Protecting minorities is an urgent task of OIC, Arab League

Sunday 24/04/2016

The unanimous adoption by the Organisation of Islamic Cooperation (OIC) at its Istanbul summit of a call to respect religious minorities was most welcome although it went relatively unnoticed.

While backing Muslim minorities facing suspicion and prejudice, the OIC endorsed January’s Marrakech declara­tion that called for a “concept of ‘citizenship’ that is inclusive of diverse groups”.

At the end of the summit, the OIC denounced the “oblivion of the centuries of mutual coexistence on the same soil”. For the Arab world’s minorities, this public support is long overdue.

The recent recapture of Al-Qaryatain, near the central Syrian city of Homs, revealed extensive damage to monasteries by the Islamic State (ISIS). Before its displacement, Al-Qaryatain’s Christian community lived peacefully with the town’s Muslims.

A Khmer Rouge-style purge of centuries-old communities has been taking place at the hands of fanatical jihadists in Syria and Iraq. UNESCO Director-General Irina Bokova denounced “cultural cleansing” after ISIS destroyed Mosul’s 1,400-year-old Monastery of St Elijah.

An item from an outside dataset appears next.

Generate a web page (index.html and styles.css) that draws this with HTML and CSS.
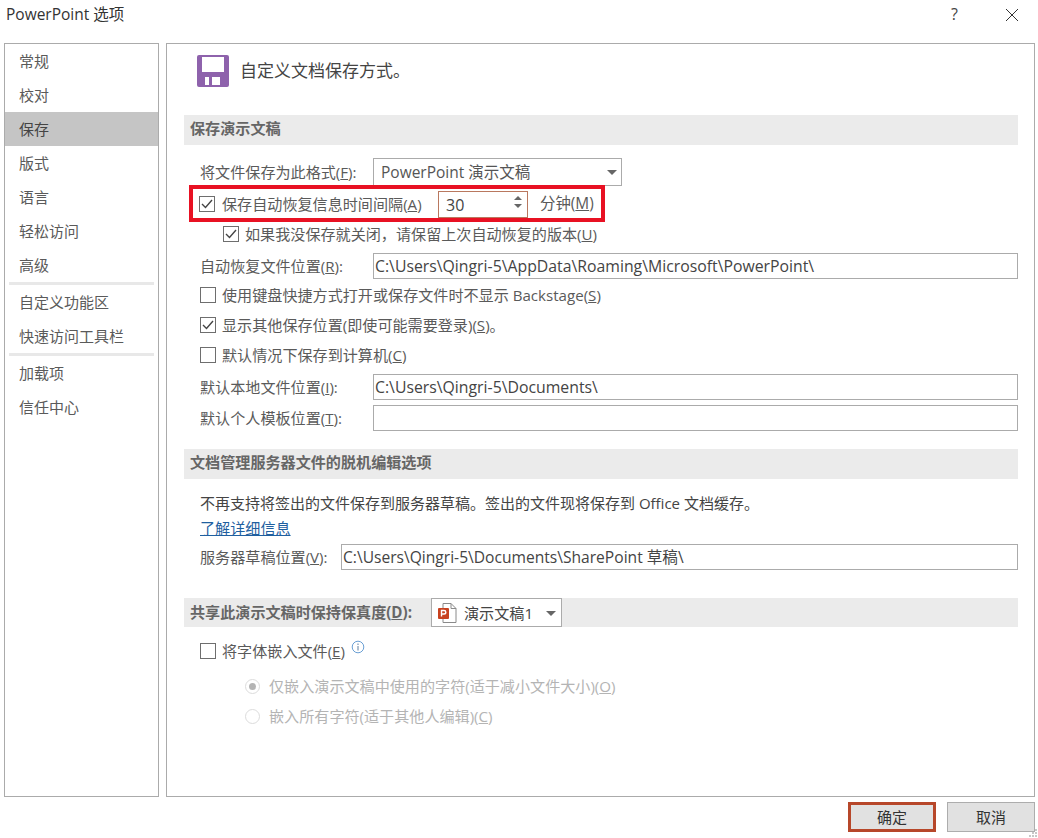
FILE: index.html
```html
<!DOCTYPE html>
<html lang="zh-CN">
<head>
<meta charset="utf-8">
<title>PowerPoint 选项</title>
<link rel="stylesheet" href="styles.css">
</head>
<body>
<div class="dialog">
  <header class="titlebar">
    <span class="title">PowerPoint 选项</span>
    <span class="help">?</span>
    <svg class="close" width="14" height="14" viewBox="0 0 14 14"><path d="M1 1L13 13M13 1L1 13" stroke="#333" stroke-width="1" fill="none"/></svg>
  </header>
  <div class="body">
    <nav class="sidebar">
      <div class="nav-item">常规</div>
      <div class="nav-item">校对</div>
      <div class="nav-item active">保存</div>
      <div class="nav-item">版式</div>
      <div class="nav-item">语言</div>
      <div class="nav-item">轻松访问</div>
      <div class="nav-item">高级</div>
      <div class="nav-sep"></div>
      <div class="nav-item">自定义功能区</div>
      <div class="nav-item">快速访问工具栏</div>
      <div class="nav-sep"></div>
      <div class="nav-item">加载项</div>
      <div class="nav-item">信任中心</div>
    </nav>
    <main class="content">
      <div class="heading">
        <svg class="save-icon" width="32" height="32" viewBox="0 0 32 32"><path fill-rule="evenodd" fill="#8e62ac" d="M2 0H30Q32 0 32 2V30Q32 32 30 32H2Q0 32 0 30V2Q0 0 2 0ZM5 2V17H27V2ZM8 22V30H12V22ZM15 22V30H23V22Z"/></svg>
        <span class="heading-text">自定义文档保存方式。</span>
      </div>

      <div class="section s1">保存演示文稿</div>
      <div class="row format-row">
        <label class="label w173">将文件保存为此格式(<u>F</u>):</label>
        <div class="select format-select"><span>PowerPoint 演示文稿</span><i class="caret"></i></div>
      </div>
      <div class="highlight">
        <span class="check on"><svg width="12" height="10" viewBox="0 0 12 10"><path d="M1 5L4.5 8.5L11 1" stroke="#444" stroke-width="1.4" fill="none"/></svg></span>
        <span class="clabel">保存自动恢复信息时间间隔(<u>A</u>)</span>
        <div class="spin"><span>30</span>
          <span class="arrows"><i class="up"></i><i class="down"></i></span>
        </div>
        <span class="unit">分钟(<u>M</u>)</span>
      </div>
      <div class="row sub-row">
        <span class="check on"><svg width="12" height="10" viewBox="0 0 12 10"><path d="M1 5L4.5 8.5L11 1" stroke="#444" stroke-width="1.4" fill="none"/></svg></span>
        <span class="clabel">如果我没保存就关闭，请保留上次自动恢复的版本(<u>U</u>)</span>
      </div>
      <div class="row field recover">
        <label class="label w173">自动恢复文件位置(<u>R</u>):</label>
        <div class="input">C:\Users\Qingri-5\AppData\Roaming\Microsoft\PowerPoint\</div>
      </div>
      <div class="row check-row first">
        <span class="check"></span>
        <span class="clabel">使用键盘快捷方式打开或保存文件时不显示 Backstage(<u>S</u>)</span>
      </div>
      <div class="row check-row">
        <span class="check on"><svg width="12" height="10" viewBox="0 0 12 10"><path d="M1 5L4.5 8.5L11 1" stroke="#444" stroke-width="1.4" fill="none"/></svg></span>
        <span class="clabel">显示其他保存位置(即使可能需要登录)(<u>S</u>)。</span>
      </div>
      <div class="row check-row">
        <span class="check"></span>
        <span class="clabel">默认情况下保存到计算机(<u>C</u>)</span>
      </div>
      <div class="row field local">
        <label class="label w173">默认本地文件位置(<u>I</u>):</label>
        <div class="input">C:\Users\Qingri-5\Documents\</div>
      </div>
      <div class="row field template">
        <label class="label w173">默认个人模板位置(<u>T</u>):</label>
        <div class="input"></div>
      </div>

      <div class="section s2">文档管理服务器文件的脱机编辑选项</div>
      <div class="row note"><span>不再支持将签出的文件保存到服务器草稿。签出的文件现将保存到 Office 文档缓存。</span></div>
      <div class="row link-row"><a class="link">了解详细信息</a></div>
      <div class="row field drafts">
        <label class="label w141">服务器草稿位置(<u>V</u>):</label>
        <div class="input">C:\Users\Qingri-5\Documents\SharePoint 草稿\</div>
      </div>

      <div class="section s3">
        <span class="s3-label">共享此演示文稿时保持保真度(<u>D</u>):</span>
        <div class="select doc-select">
          <svg width="24" height="24" viewBox="0 0 24 24"><path d="M8 2.5H16L21 7.5V21.5H8Z" fill="#fff" stroke="#8a8a8a" stroke-width="1"/><path d="M16 2.5V7.5H21" fill="none" stroke="#8a8a8a" stroke-width="1"/><rect x="3" y="7" width="11" height="11" rx="1" fill="#c8411f"/><path d="M6.5 15.5V9.5H9Q10.8 9.5 10.8 11.2Q10.8 13 9 13H6.5" fill="none" stroke="#fff" stroke-width="1.4"/></svg>
          <span class="doc-name">演示文稿1</span><i class="caret"></i>
        </div>
      </div>
      <div class="row check-row font-row">
        <span class="check"></span>
        <span class="clabel">将字体嵌入文件(<u>E</u>)</span>
        <svg class="info" width="14" height="14" viewBox="0 0 14 14"><circle cx="7" cy="7" r="5.8" fill="none" stroke="#6a9fd4" stroke-width="1"/><path d="M7 6V10.5M7 3.5V5" stroke="#5f7f9f" stroke-width="1"/></svg>
      </div>
      <div class="row radio-row r1"><span class="radio on"></span><span class="rlabel">仅嵌入演示文稿中使用的字符(适于减小文件大小)(<u>O</u>)</span></div>
      <div class="row radio-row"><span class="radio"></span><span class="rlabel">嵌入所有字符(适于其他人编辑)(<u>C</u>)</span></div>
    </main>
  </div>
  <footer class="footer">
    <button class="btn primary">确定</button>
    <button class="btn">取消</button>
  </footer>
  <svg class="grip" width="9" height="9" viewBox="0 0 9 9"><path d="M6 0h2v2H6zM3 3h2v2H3zM6 3h2v2H6zM0 6h2v2H0zM3 6h2v2H3zM6 6h2v2H6z" fill="#c8c8c8"/></svg>
</div>
</body>
</html>
```
FILE: styles.css
```css
* { box-sizing: border-box; }
html, body { margin: 0; padding: 0; background: #fff; }
body {
  font-family: "Open Sans", "Noto Sans CJK SC", sans-serif;
  font-size: 15.1px;
  color: #5a5a5a;
  overflow: hidden;
}
.dialog { position: relative; width: 1038px; height: 838px; display: flex; flex-direction: column; }
.titlebar { height: 43px; display: flex; align-items: flex-start; padding-left: 6px; flex: none; }
.title { font-size: 15.5px; line-height: 29px; color: #333; width: 945px; }
.help { font-size: 16px; line-height: 29px; color: #444; width: 54px; }
.close { margin-top: 8px; }
.body { display: flex; height: 754px; flex: none; padding-left: 4px; }
.sidebar { width: 155px; border: 1px solid #ababab; display: flex; flex-direction: column; }
.nav-item { height: 34px; line-height: 34px; padding-left: 14px; font-size: 15px; flex: none; }
.nav-item.active { background: #c5c5c5; color: #444; }
.nav-sep { height: 3px; margin: 0 4px; background: #e8e8e8; flex: none; }
.content { margin-left: 7px; width: 869px; border: 1px solid #ababab; padding: 0 16px 0 17px; display: flex; flex-direction: column; }
.heading { margin-top: 11px; height: 32px; padding-left: 13px; display: flex; align-items: center; flex: none; font-size: 17px; color: #444; }
.heading-text { padding-bottom: 4px; }
.save-icon { margin-right: 11px; flex: none; }
.section { background: #ebebeb; padding: 0 0 6px 6px; font-weight: 700; font-size: 15.1px; color: #666; display: flex; align-items: center; flex: none; height: 30px; }
.s1 { margin-top: 28px; }
.s2 { margin-top: 18px; }
.s3 { margin-top: 28px; height: 29px; padding-bottom: 0; }
.s3-label { width: 241px; flex: none; white-space: nowrap; padding-bottom: 3px; }
.row { display: flex; align-items: center; flex: none; padding-left: 16px; }
.label { flex: none; white-space: nowrap; padding-bottom: 2px; }
.w173 { width: 173px; }
.w141 { width: 141px; }
.format-row { margin-top: 13px; height: 28px; }
.select { border: 1px solid #ababab; background: #fff; display: flex; align-items: center; position: relative; }
.format-select { width: 249px; height: 28px; padding: 0 0 2px 7px; font-size: 15.5px; color: #555; }
.caret { position: absolute; right: 4px; top: 11px; width: 0; height: 0; border-left: 5px solid transparent; border-right: 5px solid transparent; border-top: 5px solid #666; }
.highlight { margin: -1px 0 0 5px; width: 416px; height: 37px; flex: none; border: 4px solid #e81123; display: flex; align-items: center; padding-left: 6px; position: relative; z-index: 1; background: #fff; }
.check { width: 16px; height: 16px; border: 1px solid #6e6e6e; background: #fff; flex: none; display: flex; align-items: center; justify-content: center; margin-right: 7px; }
.clabel { white-space: nowrap; padding-bottom: 2px; margin-left: -1px; }
.highlight .clabel { width: 216px; margin-left: 0; }
.unit { padding-bottom: 2px; white-space: nowrap; font-size: 15.4px; }
.spin { width: 90px; height: 27px; margin-top: 1px; border: 1px solid #b9785f; display: flex; align-items: center; padding: 2px 0 0 7px; font-size: 16px; color: #444; position: relative; margin-right: 12px; flex: none; }
.arrows { position: absolute; right: 5px; top: 4px; display: flex; flex-direction: column; gap: 4px; }
.arrows i { display: block; width: 0; height: 0; border-left: 4px solid transparent; border-right: 4px solid transparent; }
.arrows .up { border-bottom: 4px solid #666; }
.arrows .down { border-top: 4px solid #666; }
.sub-row { height: 24px; padding-left: 39px; }
.field .input { flex: 1; height: 26px; border: 1px solid #ababab; padding-left: 1px; line-height: 24px; font-size: 15.8px; color: #444; white-space: nowrap; overflow: hidden; }
.recover { margin-top: 7px; }
.first { margin-top: 1px; }
.check-row { height: 30px; }
.local { margin-top: 4px; }
.template { margin-top: 5px; }
.note { margin-top: 10px; height: 28px; color: #444; white-space: nowrap; font-size: 15px; }
.note span { padding-bottom: 2px; }
.link-row { height: 22px; }
.link { color: #1f5f9f; text-decoration: underline; padding-bottom: 2px; }
.drafts { margin-top: 5px; }
.field.drafts .input { font-size: 15.6px; }
.doc-select { width: 131px; height: 29px; padding-left: 3px; font-weight: 400; color: #444; font-size: 15.1px; gap: 5px; }
.doc-name { padding-bottom: 2px; }
.doc-select .caret { right: 5px; top: 12px; }
.font-row { margin-top: 9px; }
.info { margin: -8px 0 0 6px; }
.radio-row { height: 30px; padding-left: 61px; color: #b4b4b4; white-space: nowrap; }
.rlabel { padding-bottom: 2px; }
.r1 { margin-top: 5px; }
.radio { width: 15px; height: 15px; border-radius: 50%; border: 1px solid #dcdcdc; margin-right: 9px; flex: none; display: flex; align-items: center; justify-content: center; }
.radio.on::after { content: ""; width: 7px; height: 7px; border-radius: 50%; background: #b4b4b4; }
.footer { flex: none; height: 41px; display: flex; justify-content: flex-end; gap: 11px; padding: 5px 3px 0 0; }
.btn { width: 88px; height: 30px; background: #e1e1e1; border: 1px solid #adadad; font: inherit; font-size: 15px; color: #333; padding: 0 0 2px; }
.btn.primary { border: 3px solid #b7472a; }
.grip { position: absolute; right: 0; bottom: 0; }
```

Christian communities — Arabic-speaking and with roots going back to the dawn of the religion — have shrunk alarmingly since the cata­clysm that engulfed first Iraq then Syria.

A report from three Christian charities and a London university said that in Iraq, the pre-2003 Christian population had fallen from 1.5 million to 200,000-500,000. In Syria, pre-“Arab spring” Christians made up 8-10% of the population of 22 million but this has fallen by almost half.

Behind the stark numbers is a story of wilful and murderous igno­rance from extremists for whom difference is a threat.

The “Crusader” narrative, in which Arab Christians are a sort of colonial Trojan horse in the Middle East, ignores centuries of inter­twined lives, history and culture.

To indulge the fantasy that Arab Christians are some kind of “other” is to be blind to historical reality. Arab Christian figures have played a fundamental role in shaping Arab culture and contemporary society.

But time may be running out. Research from a UK-based Catholic charity has bluntly suggested that “fear of genocide” could spell the end of Iraq’s Christian minority within five years.

Christians — and other minorities, such as Yazidis and Druze — are part of the Arab world. The final end of Yemen’s tiny indigenous Jewish population is another unravelling of the tapestry of the Arab experience.

Regional powers that are tempted to play religious or ethnic minori­ties for their political or imperial advantage are only making the situation worse.

The OIC and Arab League must move beyond resolutions — however welcome — to concrete action.